### THE PROBLEM
Output only the count of lines that contain "React".
***** COLLECTED MATERIAL *****
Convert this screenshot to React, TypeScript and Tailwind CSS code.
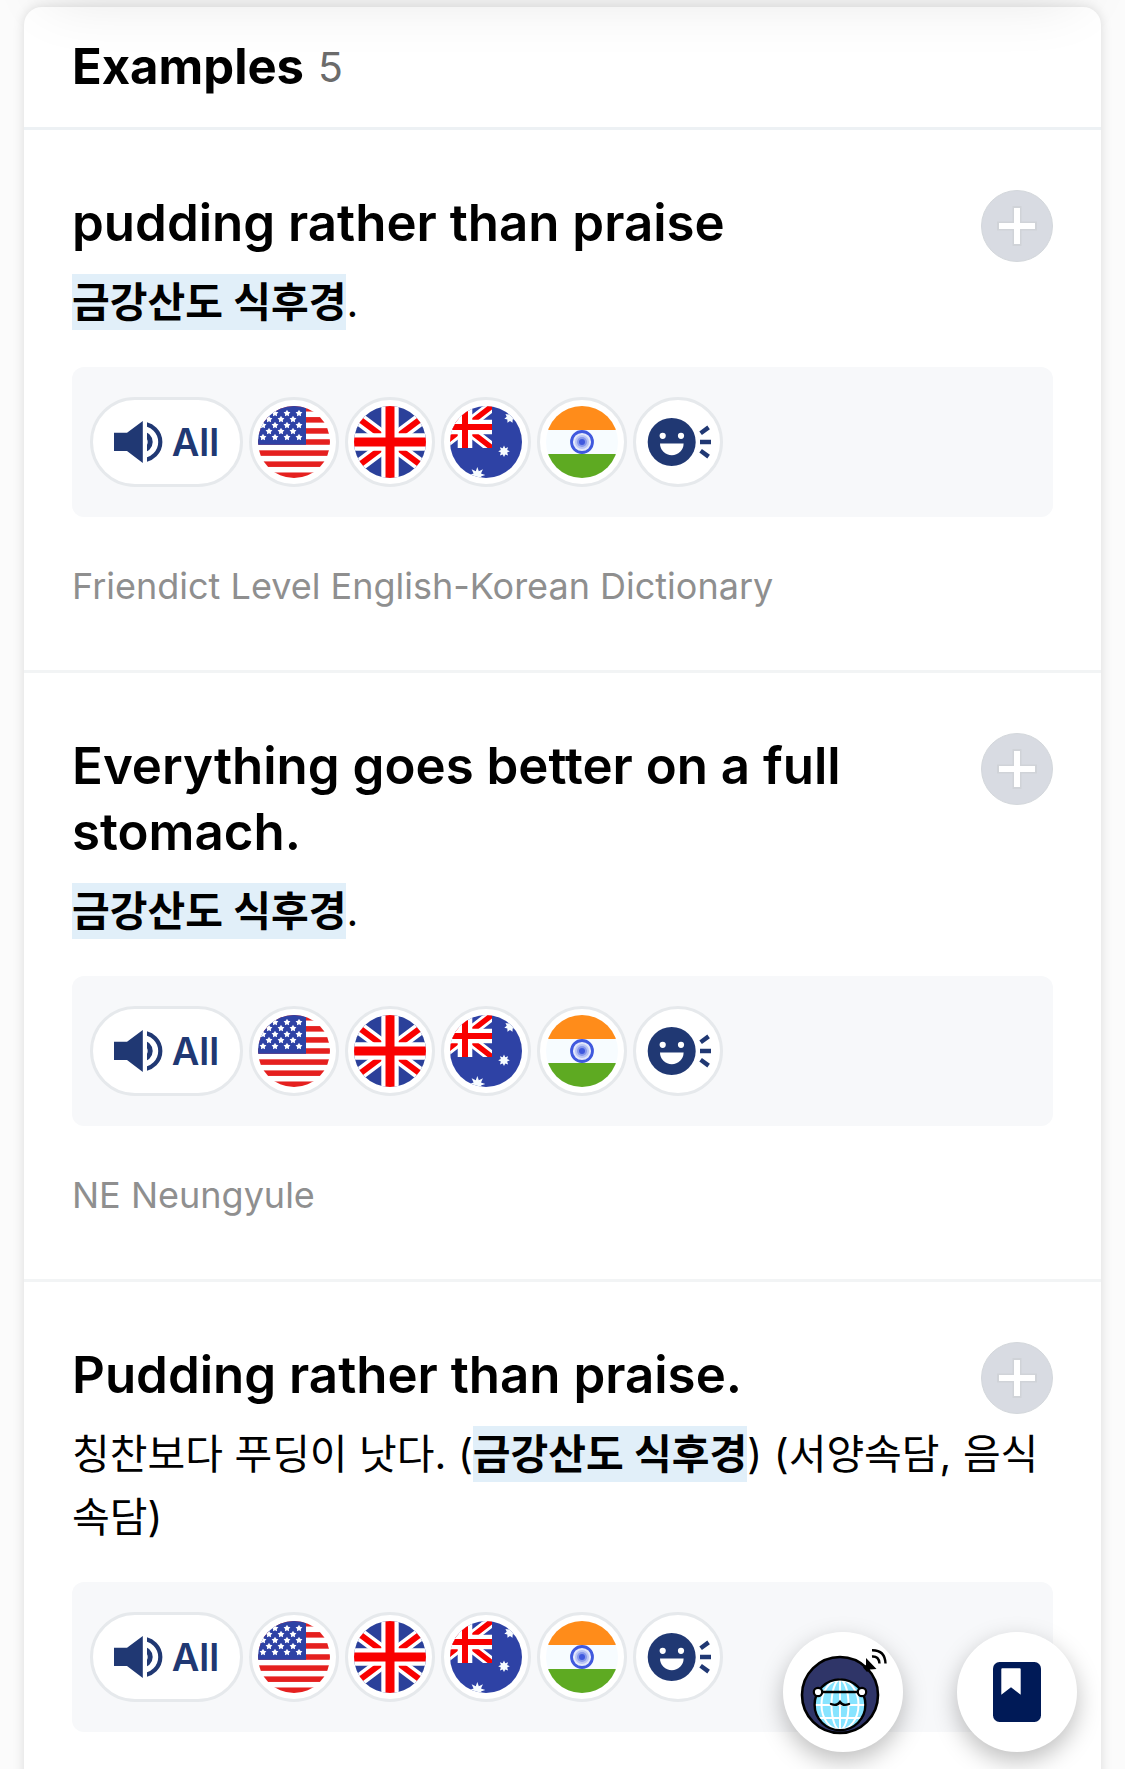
import React, { useId } from "react";

const NAVY = "#203873";

function starPoints(cx: number, cy: number, r: number, inner: number, n: number) {
  const pts: string[] = [];
  for (let i = 0; i < n * 2; i++) {
    const a = (Math.PI * i) / n - Math.PI / 2;
    const d = i % 2 === 0 ? r : inner;
    pts.push(`${(cx + d * Math.cos(a)).toFixed(2)},${(cy + d * Math.sin(a)).toFixed(2)}`);
  }
  return pts.join(" ");
}

function Flag({ children }: { children: React.ReactNode }) {
  const id = useId();
  return (
    <svg viewBox="0 0 72 72" className="size-[72px]" aria-hidden="true">
      <clipPath id={id}>
        <circle cx="36" cy="36" r="36" />
      </clipPath>
      <g clipPath={`url(#${id})`}>{children}</g>
    </svg>
  );
}

const US_STARS: [number, number][] = [
  [41, 7.3], [29, 7.3], [17, 7.3],
  [35, 13.3], [23, 13.3], [11, 13.3],
  [41, 19.3], [29, 19.3], [17, 19.3], [5, 19.3],
  [35, 25.3], [23, 25.3], [11, 25.3],
  [41, 31.3], [29, 31.3], [17, 31.3], [5, 31.3],
];

function UsFlag() {
  return (
    <Flag>
      <rect width="72" height="72" fill="#fff" />
      {[0, 1, 2, 3, 4, 5, 6].map((i) => (
        <rect key={i} y={i * 11.08} width="72" height="5.54" fill="#e5201f" />
      ))}
      <rect width="48" height="38.8" fill="#2e42a5" />
      {US_STARS.map(([x, y]) => (
        <polygon key={`${x}-${y}`} points={starPoints(x, y, 3.6, 1.9, 5)} fill="#fff" />
      ))}
    </Flag>
  );
}

function UkFlag() {
  return (
    <Flag>
      <rect width="72" height="72" fill="#2b409a" />
      <path d="M-12 0 84 72M84 0-12 72" stroke="#fff" strokeWidth="13" />
      <path d="M-12 0 84 72M84 0-12 72" stroke="#f90000" strokeWidth="6" />
      <path d="M36 0V72M0 36H72" stroke="#fff" strokeWidth="17.4" />
      <path d="M36 0V72M0 36H72" stroke="#f90000" strokeWidth="9" />
    </Flag>
  );
}

function AuFlag() {
  const id = useId();
  return (
    <Flag>
      <rect width="72" height="72" fill="#2e42a5" />
      <clipPath id={id}>
        <rect width="42" height="42" />
      </clipPath>
      <g clipPath={`url(#${id})`}>
        <path d="M-12 0 42 42M42 0-12 42" stroke="#fff" strokeWidth="11" />
        <path d="M-12 0 42 42M42 0-12 42" stroke="#f90000" strokeWidth="5.4" />
        <path d="M15 0V42M0 21H42" stroke="#fff" strokeWidth="14.6" />
        <path d="M15 0V42M0 21H42" stroke="#f90000" strokeWidth="6" />
      </g>
      <polygon points={starPoints(54, 45.3, 5.8, 3.4, 8)} fill="#f7fcff" />
      <polygon points={starPoints(60, 11.5, 5.8, 3.4, 7)} fill="#f7fcff" />
      <polygon points={starPoints(27.3, 69, 8, 4, 8)} fill="#f7fcff" />
    </Flag>
  );
}

function InFlag() {
  return (
    <Flag>
      <rect width="72" height="72" fill="#f7fcff" />
      <rect width="72" height="24" fill="#ff8c1a" />
      <rect y="48" width="72" height="24" fill="#5eaa22" />
      <circle cx="36" cy="36" r="10.5" fill="#e3e8fb" stroke="#4059de" strokeWidth="2.8" />
      <circle cx="36" cy="36" r="7" fill="#b9c4f4" />
      <circle cx="36" cy="36" r="5" fill="#8798ec" />
      <circle cx="36" cy="36" r="3" fill="#4059de" />
    </Flag>
  );
}

function SmileIcon() {
  return (
    <svg viewBox="0 0 84 84" className="size-[84px]" fill="none" aria-hidden="true">
      <circle cx="35.7" cy="42" r="24" fill={NAVY} />
      <circle cx="26.7" cy="35.8" r="3.1" fill="#fff" />
      <circle cx="45" cy="35.8" r="3.1" fill="#fff" />
      <path d="M24 43.4H47.6A11.8 11.8 0 0 1 24 43.4Z" fill="#fff" />
      <path d="M64.6 33.2 72.6 27.4M64 42H75M64.6 50.8 72.6 56.6" stroke={NAVY} strokeWidth="4.4" />
    </svg>
  );
}

function SpeakerIcon() {
  const id = useId();
  return (
    <svg viewBox="0 0 49 42" className="h-[42px] w-[49px]" fill="none" aria-hidden="true">
      <path d="M0 11.7H13L28.8 0V42L13 30H0Z" fill={NAVY} />
      <clipPath id={id}>
        <rect x="33" width="16" height="42" />
      </clipPath>
      <g clipPath={`url(#${id})`} stroke={NAVY}>
        <circle cx="28.2" cy="21" r="18.1" strokeWidth="4.2" />
        <circle cx="28.2" cy="21" r="8" strokeWidth="5" />
      </g>
    </svg>
  );
}

const VOICES = [
  { label: "American pronunciation", Icon: UsFlag },
  { label: "British pronunciation", Icon: UkFlag },
  { label: "Australian pronunciation", Icon: AuFlag },
  { label: "Indian pronunciation", Icon: InFlag },
  { label: "Friendly voice", Icon: SmileIcon },
];

function VoiceBar() {
  return (
    <div className="mt-[33px] flex flex-wrap gap-[6px] rounded-xl bg-[#f7f8fa] px-[18px] py-[30px]">
      <button
        type="button"
        className="flex h-[90px] w-[153px] items-center justify-center gap-[9px] rounded-full border-3 border-[#e6e9ec] bg-white text-[38px] leading-none font-semibold text-[#203873]"
      >
        <SpeakerIcon />
        All
      </button>
      {VOICES.map(({ label, Icon }) => (
        <button
          key={label}
          type="button"
          aria-label={label}
          className="flex size-[90px] items-center justify-center rounded-full border-3 border-[#e6e9ec] bg-white"
        >
          <Icon />
        </button>
      ))}
    </div>
  );
}

function Mark({ children }: { children: React.ReactNode }) {
  return <mark className="bg-[#e1eff9] py-[3px] font-semibold text-black">{children}</mark>;
}

function Example({
  title,
  translation,
  source,
}: {
  title: string;
  translation: React.ReactNode;
  source?: string;
}) {
  return (
    <li className="border-b-3 border-[#f2f4f5] px-12 pt-[60px] pb-[60px]">
      <div className="flex items-start justify-between gap-12">
        <h3 className="min-w-0 flex-1 pb-[6px] text-[51px] leading-[66px] font-semibold text-black">{title}</h3>
        <button type="button" aria-label="Add to wordbook" className="size-[72px] shrink-0">
          <svg viewBox="0 0 72 72" className="size-full" aria-hidden="true">
            <circle cx="36" cy="36" r="35.5" fill="#d8dbe2" stroke="#d3d7db" />
            <path d="M36 16V56M16 36H56" stroke="#d0d3d8" strokeWidth="9" />
            <path d="M36 18V54M18 36H54" stroke="#fff" strokeWidth="6" />
          </svg>
        </button>
      </div>
      <p className="mt-[9px] text-[41px] leading-[63px] text-black">{translation}</p>
      <VoiceBar />
      {source && <p className="mt-[45px] text-[36px] leading-[48px] text-[#8f8f8f]">{source}</p>}
    </li>
  );
}

function GlobeMascot() {
  return (
    <svg viewBox="0 0 120 120" className="size-full" fill="none" aria-hidden="true">
      <circle cx="57" cy="63" r="38" fill="#2f3568" stroke="#000" strokeWidth="2.6" />
      <circle cx="57" cy="72.8" r="25" fill="#87e4ff" />
      <g stroke="#fff" strokeWidth="2">
        <path d="M57 48V97M32 73H82M36 86H78M37 60H77" />
        <ellipse cx="57" cy="72.8" rx="8.5" ry="25" />
        <ellipse cx="57" cy="72.8" rx="18.5" ry="25" />
      </g>
      <circle cx="57" cy="72.8" r="25.4" stroke="#000" strokeWidth="2.4" />
      <path d="M35 60H79" stroke="#000" strokeWidth="2.4" />
      <circle cx="35" cy="60" r="4.2" fill="#fff" stroke="#000" strokeWidth="2.2" />
      <circle cx="79" cy="60" r="4.2" fill="#fff" stroke="#000" strokeWidth="2.2" />
      <path d="M48 72Q54 74.5 57 70Q60 74.5 66 72" stroke="#000" strokeWidth="2.4" strokeLinecap="round" />
      <path d="M83 26 93.5 37 87 37.5 84 40 80 35.5 83 33Z" fill="#000" />
      <path d="M89 24.5Q96 24 96.5 31.5M89 18.2Q102 18 102.500 31.5" stroke="#000" strokeWidth="2.4" />
    </svg>
  );
}

function WordbookIcon() {
  return (
    <svg viewBox="0 0 48 60" className="h-[60px] w-[48px]" aria-hidden="true">
      <rect width="48" height="60" rx="6.5" fill="#001a57" />
      <path d="M8.3 7.3Q8.3 6.3 9.3 6.3H26.7Q27.7 6.3 27.7 7.3V32.7L18 25.3 8.3 32.7Z" fill="#fff" />
    </svg>
  );
}

const FLOATING =
  "flex size-[120px] items-center justify-center rounded-full bg-white shadow-[0_9px_24px_rgba(0,0,0,0.26)]";

export default function App() {
  return (
    <div className="min-h-screen bg-[#fbfbfb] px-6 pt-[7px] font-['Inter','Noto_Sans_CJK_KR',sans-serif]">
      <div className="pointer-events-none fixed inset-x-12 -top-[60px] z-10 h-[60px] shadow-[0_0_60px_rgba(0,0,0,0.1)]" />
      <main className="rounded-t-[18px] bg-white shadow-[0_0_12px_rgba(0,0,0,0.13)]">
        <header className="flex h-[123px] items-center gap-[14px] border-b-3 border-[#edf1f4] px-12">
          <h2 className="text-[49px] leading-[60px] font-bold text-black">Examples</h2>
          <span className="text-[41px] leading-[60px] text-[#6b6b6b]">5</span>
        </header>
        <ul>
          <Example
            title="pudding rather than praise"
            translation={<><Mark>금강산도 식후경</Mark>.</>}
            source="Friendict Level English-Korean Dictionary"
          />
          <Example
            title="Everything goes better on a full stomach."
            translation={<><Mark>금강산도 식후경</Mark>.</>}
            source="NE Neungyule"
          />
          <Example
            title="Pudding rather than praise."
            translation={<>칭찬보다 푸딩이 낫다. (<Mark>금강산도 식후경</Mark>) (서양속담, 음식속담)</>}
          />
        </ul>
      </main>
      <div className="fixed right-12 bottom-[17px] z-20 flex gap-[54px]">
        <button type="button" aria-label="Translate" className={FLOATING}>
          <GlobeMascot />
        </button>
        <button type="button" aria-label="Open wordbook" className={FLOATING}>
          <WordbookIcon />
        </button>
      </div>
    </div>
  );
}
*****
### OUTPUT BELOW
5